→ INSTRUCTION
In the material below, identify each line bearing the word "React". Reproduce those lines.

→ PROVIDED MATERIAL

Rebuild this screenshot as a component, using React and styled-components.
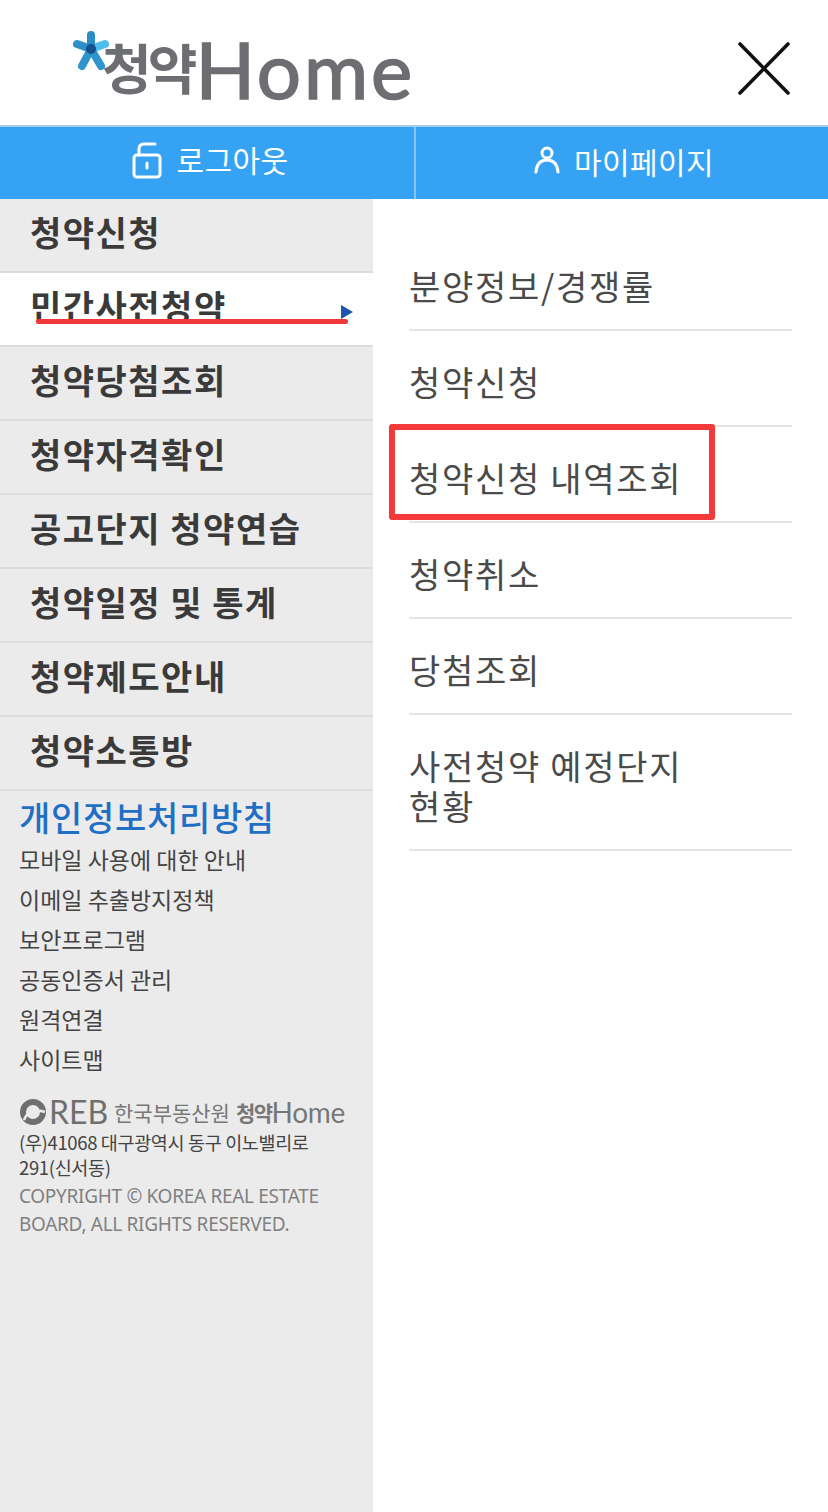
import React from "react";
import styled, { createGlobalStyle } from "styled-components";

const KR = `"Noto Sans CJK KR", "Noto Sans", sans-serif`;

const Global = createGlobalStyle`
  html, body { margin: 0; padding: 0; background: #fff; }
  * { box-sizing: border-box; }
  body { font-family: ${KR}; }
`;

const Page = styled.div`
  width: 828px;
  height: 1512px;
  position: relative;
  overflow: hidden;
  background: #fff;
  display: flex;
  flex-direction: column;
`;
const Header = styled.header`
  height: 125px;
  display: flex;
  align-items: flex-start;
  justify-content: space-between;
  padding: 28px 37px 0 69px;
`;
const Logo = styled.div`
  display: flex;
  align-items: flex-start;
  height: 74px;
  position: relative;
  width: 344px;
  white-space: nowrap;
`;
const LogoKr = styled.span`
  flex: none;
  font-family: ${KR};
  font-weight: 700;
  font-size: 54px;
  line-height: 74px;
  letter-spacing: -4px;
  color: #6d6e71;
  margin-left: 33px;
  margin-top: 2px;
`;
const LogoEn = styled.span`
  flex: none;
  font-family: "Lato", sans-serif;
  font-weight: 400;
  font-size: 78px;
  line-height: 74px;
  color: #6d6e71;
  letter-spacing: 3px;
  margin-left: 2px;
  margin-top: 4px;
  -webkit-text-stroke: 1.6px #6d6e71;
`;
const Star = styled.svg`
  position: absolute;
  left: 0;
  top: 0;
`;
const CloseButton = styled.button`
  border: 0;
  background: none;
  padding: 0;
  margin-top: 14px;
  width: 54px;
  height: 54px;
`;
const Tabs = styled.nav`
  height: 74px;
  background: #36a2f3;
  border-top: 2px solid #a9cdea;
  display: grid;
  grid-template-columns: 414px 1fr;
`;
const Tab = styled.a`
  display: flex;
  align-items: center;
  justify-content: center;
  gap: ${p => p.$gap}px;
  color: #fff;
  font-size: 30px;
  font-weight: 400;
  letter-spacing: 0.4px;
  padding-bottom: ${p => p.$pb}px;
  padding-left: ${p => p.$pl}px;
  border-left: ${p => (p.$divider ? "2px solid #86c4f4" : "0")};
`;
const TabLabel = styled.span`
  line-height: 40px;
  position: relative;
  top: -2px;
`;
const Body = styled.div`
  flex: 1;
  display: grid;
  grid-template-columns: 373px 1fr;
  min-height: 0;
`;
const Side = styled.aside`
  background: #ebebeb;
  display: flex;
  flex-direction: column;
`;
const SideItem = styled.a`
  height: 74px;
  flex: none;
  display: flex;
  align-items: flex-start;
  justify-content: space-between;
  padding: 9px 20px 0 30px;
  font-size: 34px;
  line-height: 48px;
  letter-spacing: 1.5px;
  font-weight: 700;
  color: #3a3a3a;
  background: ${p => (p.$active ? "#fff" : "transparent")};
  border-bottom: 2px solid #dcdcdc;
`;
const Arrow = styled.span`
  width: 0;
  height: 0;
  margin-top: 23px;
  border-left: 12px solid #1b55ad;
  border-top: 7px solid transparent;
  border-bottom: 7px solid transparent;
`;
const SideFoot = styled.div`
  padding: 4px 19px 0;
`;
const Privacy = styled.a`
  display: block;
  color: #1f6fc4;
  font-size: 34px;
  line-height: 44px;
  letter-spacing: 0.7px;
  font-weight: 500;
  white-space: nowrap;
`;
const SideLinks = styled.ul`
  list-style: none;
  margin: 0;
  padding: 0;
`;
const SideLink = styled.li`
  height: 40px;
  line-height: 40px;
  font-size: 23px;
  font-weight: 400;
  color: #444;
  white-space: nowrap;
`;
const Org = styled.div`
  display: flex;
  align-items: center;
  height: 30px;
  margin-top: 18px;
  color: #777;
  white-space: nowrap;
`;
const OrgMark = styled.svg`
  flex: none;
  margin-right: 2px;
`;
const OrgReb = styled.span`
  font-family: "Lato", sans-serif;
  font-size: 32px;
  line-height: 30px;
  font-weight: 400;
  color: #6f6f6f;
  margin-right: 8px;
  width: 57px;
`;
const OrgName = styled.span`
  font-size: 21px;
  letter-spacing: 0;
  margin-right: 6px;
`;
const OrgKr = styled.span`
  font-size: 21px;
  font-weight: 700;
  letter-spacing: -1.5px;
`;
const OrgEn = styled.span`
  font-family: "Lato", sans-serif;
  font-size: 28px;
  letter-spacing: -0.3px;
  line-height: 30px;
`;
const Address = styled.p`
  margin: 3px 0 0;
  font-size: 18.5px;
  line-height: 25px;
  color: #444;
  letter-spacing: -0.35px;
`;
const Copy = styled.p`
  margin: 2px 0 0;
  font-size: 19px;
  line-height: 28px;
  color: #808080;
  font-family: "Noto Sans", sans-serif;
  letter-spacing: -0.3px;
`;
const SubList = styled.ul`
  list-style: none;
  margin: 0;
  padding: 36px 36px 0;
`;
const SubItem = styled.li`
  min-height: 96px;
  padding: 31px 100px 0 0;
  font-size: 34px;
  line-height: 40px;
  letter-spacing: 1.7px;
  padding-bottom: ${p => (p.$tall ? "23px" : "0")};
  color: #4a4a4a;
  border-bottom: 2px solid #e4e4e4;
  width: 383px;
`;
const RedLine = styled.div`
  position: absolute;
  left: 36px;
  top: 319px;
  width: 312px;
  height: 5px;
  border-radius: 3px;
  background: #f0383a;
`;
const RedBox = styled.div`
  position: absolute;
  left: 389px;
  top: 424px;
  width: 326px;
  height: 96px;
  border: 6px solid #f4393a;
  border-radius: 3px;
`;

const menu = ["청약신청", "민간사전청약", "청약당첨조회", "청약자격확인", "공고단지 청약연습", "청약일정 및 통계", "청약제도안내", "청약소통방"];
const links = ["모바일 사용에 대한 안내", "이메일 추출방지정책", "보안프로그램", "공동인증서 관리", "원격연결", "사이트맵"];
const subs = ["분양정보/경쟁률", "청약신청", "청약신청 내역조회", "청약취소", "당첨조회"];

export default function App() {
  return (
    <Page>
      <Global />
      <Header>
        <Logo>
          <LogoKr>청약</LogoKr>
          <LogoEn>Home</LogoEn>
          <Star width="46" height="46" viewBox="0 0 46 46">
            <g strokeLinecap="round" strokeWidth="8" fill="none">
              <line x1="22" y1="21" x2="8" y2="16" stroke="#2f8fc6" />
              <line x1="22" y1="21" x2="36" y2="16" stroke="#4cbdec" />
              <line x1="22" y1="21" x2="13" y2="38" stroke="#2f95cc" />
              <line x1="22" y1="21" x2="32" y2="38" stroke="#2f95cc" />
              <line x1="22" y1="21" x2="22" y2="7" stroke="#2b8cc2" />
            </g>
            <circle cx="22" cy="21" r="5" fill="#14508c" />
          </Star>
        </Logo>
        <CloseButton aria-label="닫기">
          <svg width="54" height="54" viewBox="0 0 54 54">
            <path d="M3 2 L51 51 M51 2 L3 51" stroke="#111" strokeWidth="3.6" strokeLinecap="round" fill="none" />
          </svg>
        </CloseButton>
      </Header>
      <Tabs>
        <Tab $gap={15} $pb={5} $pl={6}>
          <svg width="30" height="37" viewBox="0 0 30 37" fill="none" stroke="#fff" strokeWidth="3" strokeLinecap="round">
            <rect x="2" y="13" width="26" height="22" rx="3" />
            <path d="M7 13 V7 Q7 2 12 2 H23" />
            <path d="M15 21 V26" />
          </svg>
          <TabLabel>로그아웃</TabLabel>
        </Tab>
        <Tab $gap={14} $pb={0} $pl={4} $divider>
          <svg width="26" height="28" viewBox="0 0 26 28" fill="none" stroke="#fff" strokeWidth="3" strokeLinecap="round" style={{ marginBottom: 7 }}>
            <circle cx="13" cy="7" r="5" />
            <path d="M2 26 Q3 14 13 14 Q23 14 24 26" />
          </svg>
          <TabLabel>마이페이지</TabLabel>
        </Tab>
      </Tabs>
      <Body>
        <Side>
          {menu.map((m, i) => (
            <SideItem key={m} $active={i === 1}>
              {m}
              {i === 1 && <Arrow />}
            </SideItem>
          ))}
          <SideFoot>
            <Privacy>개인정보처리방침</Privacy>
            <SideLinks>
              {links.map(l => <SideLink key={l}>{l}</SideLink>)}
            </SideLinks>
            <Org>
              <OrgMark width="28" height="28" viewBox="0 0 28 28" fill="none">
                <circle cx="14" cy="14" r="10" stroke="#6f6f6f" strokeWidth="6" />
                <path d="M5 22 Q10 9 26 14" stroke="#ebebeb" strokeWidth="2.5" />
              </OrgMark>
              <OrgReb>REB</OrgReb>
              <OrgName>한국부동산원</OrgName>
              <OrgKr>청약</OrgKr>
              <OrgEn>Home</OrgEn>
            </Org>
            <Address>(우)41068 대구광역시 동구 이노밸리로 291(신서동)</Address>
            <Copy>COPYRIGHT © KOREA REAL ESTATE BOARD, ALL RIGHTS RESERVED.</Copy>
          </SideFoot>
        </Side>
        <SubList>
          {subs.map(s => <SubItem key={s}>{s}</SubItem>)}
          <SubItem $tall>사전청약 예정단지 현황</SubItem>
        </SubList>
      </Body>
      <RedLine />
      <RedBox />
    </Page>
  );
}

→ ANSWER TO THIS PROBLEM
Rebuild this screenshot as a component, using React and styled-components.
import React from "react";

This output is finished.